Es importante explicar que la protección social en los países iberoamericanos es prioritariamente de tipo contributivo, de forma que solo las personas con empleos formales que aportan a sistemas de seguridad social pueden acceder a prestaciones económicas, de salud, etc. Quienes no aportan solo acceden a prestaciones no contributivas, que dependen en mayor medida de la disponibilidad presupuestaria en cada momento y de las prioridades políticas.

De esta forma, la cobertura que ofrecen estos sistemas depende en gran parte del empleo y de las contribuciones realizadas durante la vida laboral. Ahí es donde radica el principal problema, ya que el empleo es uno de los sectores donde las mujeres enfrentan más desigualdad.

Esta desigualdad procede, por un lado, del propio diseño de los sistemas en el s. XIX. Los sistemas se crearon de acuerdo con el modelo de familia tradicional predominante en ese momento, en el que el varón generaba los ingresos para mantener a toda la familia y la mujer se ocupaba del cuidado de menores y mayores, así como de las tareas del hogar. A partir de los años 70, con la incorporación masiva de las mujeres al mercado laboral, se empiezan a reformar los sistemas, pero de forma parcial.

En la actualidad, las mujeres siguen participando menos en el mercado de trabajo y son mayoría en el sector informal. Cuando acceden al empleo siguen recibiendo salarios inferiores a los de los varones, siguen trabajando en sectores con empleos más precarios, contratos a tiempo parcial o de duración determinada y en niveles jerárquicamente más bajos. Esto, sumado al mayor número de interrupciones de la carrera profesional para atender las responsabilidades de cuidado, la mayor esperanza de vida y la posibilidad de jubilarse antes en algunos países, hace que coticen menos, que tengan un menor acceso a los sistemas contributivos y que las prestaciones que reciben sean menores.

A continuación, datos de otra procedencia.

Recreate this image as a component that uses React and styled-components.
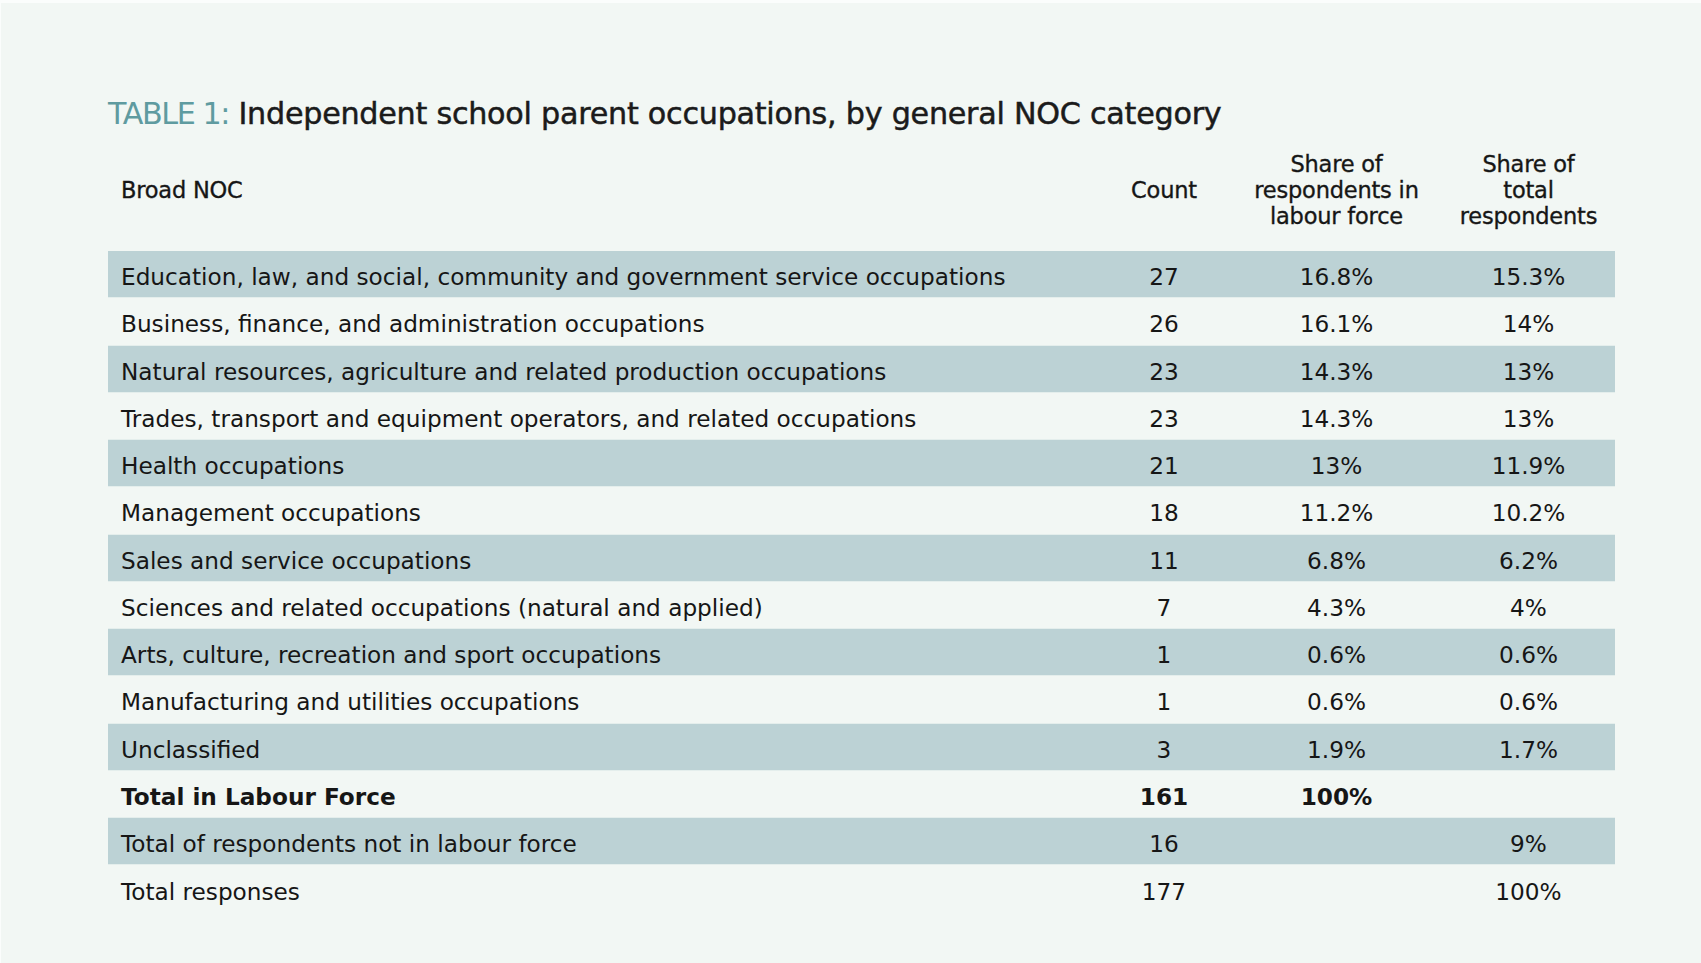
import React from 'react';
import styled, { createGlobalStyle } from 'styled-components';

const GlobalStyle = createGlobalStyle`
  html, body {
    margin: 0;
    padding: 0;
    background: #f2f7f4;
  }
`;

const Page = styled.div`
  box-sizing: border-box;
  width: 1701px;
  height: 963px;
  border-top: 3px solid #fbfdfc;
  border-left: 1px solid #fbfdfc;
  background: #f2f7f4;
  padding: 91px 86px 0 107px;
  font-family: 'DejaVu Sans', sans-serif;
  color: #161616;
`;

const Title = styled.h1`
  margin: 0;
  font-size: 30.2px;
  font-weight: 500;
  line-height: 40px;
  letter-spacing: -0.25px;
  color: #1b1b1b;
  -webkit-text-stroke: 0.5px #1b1b1b;
`;

const TitleLabel = styled.span`
  color: #5f9ba0;
  font-weight: 400;
  letter-spacing: -1.4px;
  -webkit-text-stroke: 0;
`;

const Table = styled.div`
  display: grid;
  grid-template-columns: 989px 134px 211px 173px;
  margin-top: 6px;
`;

const HeadCell = styled.div`
  display: flex;
  align-items: center;
  justify-content: ${(p) => (p.$left ? 'flex-start' : 'center')};
  text-align: center;
  padding-left: ${(p) => (p.$left ? '13px' : '0')};
  padding-bottom: 11px;
  height: 111px;
  box-sizing: border-box;
  font-size: 22.5px;
  font-weight: 500;
  line-height: 26px;
  letter-spacing: -0.2px;
  -webkit-text-stroke: 0.35px #161616;
`;

const Cell = styled.div`
  display: flex;
  align-items: center;
  justify-content: ${(p) => (p.$left ? 'flex-start' : 'center')};
  padding-left: ${(p) => (p.$left ? '13px' : '0')};
  padding-top: 5px;
  height: 47.25px;
  box-sizing: border-box;
  border-bottom: ${(p) => (p.$last ? 'none' : '1px solid #e4eeec')};
  background: ${(p) => (p.$shaded ? '#bcd2d5' : 'transparent')};
  font-size: 23.2px;
  font-weight: ${(p) => (p.$bold ? 700 : 400)};
  white-space: nowrap;
`;

const rows = [
  ['Education, law, and social, community and government service occupations', '27', '16.8%', '15.3%'],
  ['Business, finance, and administration occupations', '26', '16.1%', '14%'],
  ['Natural resources, agriculture and related production occupations', '23', '14.3%', '13%'],
  ['Trades, transport and equipment operators, and related occupations', '23', '14.3%', '13%'],
  ['Health occupations', '21', '13%', '11.9%'],
  ['Management occupations', '18', '11.2%', '10.2%'],
  ['Sales and service occupations', '11', '6.8%', '6.2%'],
  ['Sciences and related occupations (natural and applied)', '7', '4.3%', '4%'],
  ['Arts, culture, recreation and sport occupations', '1', '0.6%', '0.6%'],
  ['Manufacturing and utilities occupations', '1', '0.6%', '0.6%'],
  ['Unclassified', '3', '1.9%', '1.7%'],
  ['Total in Labour Force', '161', '100%', '', true],
  ['Total of respondents not in labour force', '16', '', '9%'],
  ['Total responses', '177', '', '100%'],
];

export default function App() {
  return (
    <Page>
      <GlobalStyle />
      <Title>
        <TitleLabel>TABLE 1:</TitleLabel> Independent school parent occupations, by general NOC category
      </Title>
      <Table>
        <HeadCell $left>Broad NOC</HeadCell>
        <HeadCell>Count</HeadCell>
        <HeadCell>
          Share of<br />respondents in<br />labour force
        </HeadCell>
        <HeadCell>
          Share of<br />total<br />respondents
        </HeadCell>
        {rows.map((r, i) =>
          r.slice(0, 4).map((v, j) => (
            <Cell
              key={`${i}-${j}`}
              $left={j === 0}
              $shaded={i % 2 === 0}
              $bold={r[4]}
              $last={i === rows.length - 1}
            >
              {v}
            </Cell>
          ))
        )}
      </Table>
    </Page>
  );
}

Por el contrario, encontramos una mayoría de mujeres entre quienes reciben prestaciones no contributivas, que no están vinculadas al empleo. Sin embargo, se trata de prestaciones básicas -transferencias monetarias, atención primaria en salud, servicios sociales-, que son de gran ayuda para evitar la pobreza extrema, pero que no permiten mantener una calidad de vida digna.

Los efectos de esta desigualdad han sido visibles durante la pandemia de COVID-19, que ha afectado especialmente a las mujeres en Iberoamérica. Esto se ha debido a que ha afectado con mayor dureza a los sectores más precarios, que es donde se concentra el empleo de las mujeres, expulsándolas del mercado laboral sin la protección que ofrecen los sistemas contributivos. Por ello, han sido mayoritariamente mujeres quienes han recibido las rentas básicas, las ayudas alimentarias de emergencia y los apoyos en suministros básicos que se han desarrollado durante la pandemia. Y, también por estas razones, la mayoría de los 23.6 millones de personas que han entrado en situación de pobreza durante la pandemia en la región son mujeres.

En estos momentos, en los que estamos lentamente dejando atrás la pandemia y la crisis derivada de esta, es importante hacer una reflexión sobre cómo mejorar la situación de las mujeres en los sistemas contributivos y en el propio mercado de trabajo, así como analizar las desigualdades que los propios sistemas generan y reforzar los mecanismos no contributivos. Especial consideración deben tener las responsabilidades de cuidado, que son fundamentales para el sostenimiento de la vida, pero que suponen uno de los principales obstáculos a la igualdad de oportunidades de las mujeres en el ámbito laboral.

Los cuidados, que siguen asumiendo principalmente las mujeres, podrían suponer en torno al 30% del PIB de los países de la región, pero siguen siendo invisibilizados e incluso penalizados por los sistemas de seguridad social. El desarrollo de sistemas públicos de cuidados de menores y de personas en situación de dependencia resulta esencial para promover la igualdad de oportunidades de las mujeres en el empleo, al tiempo que se trabaja en un reparto más equitativo de estas tareas al interior de los hogares y en un reconocimiento del valor de esta contribución. Todo ello redundaría en una mejor situación de las mujeres en el empleo y, por ende, en una mejor cobertura en protección social.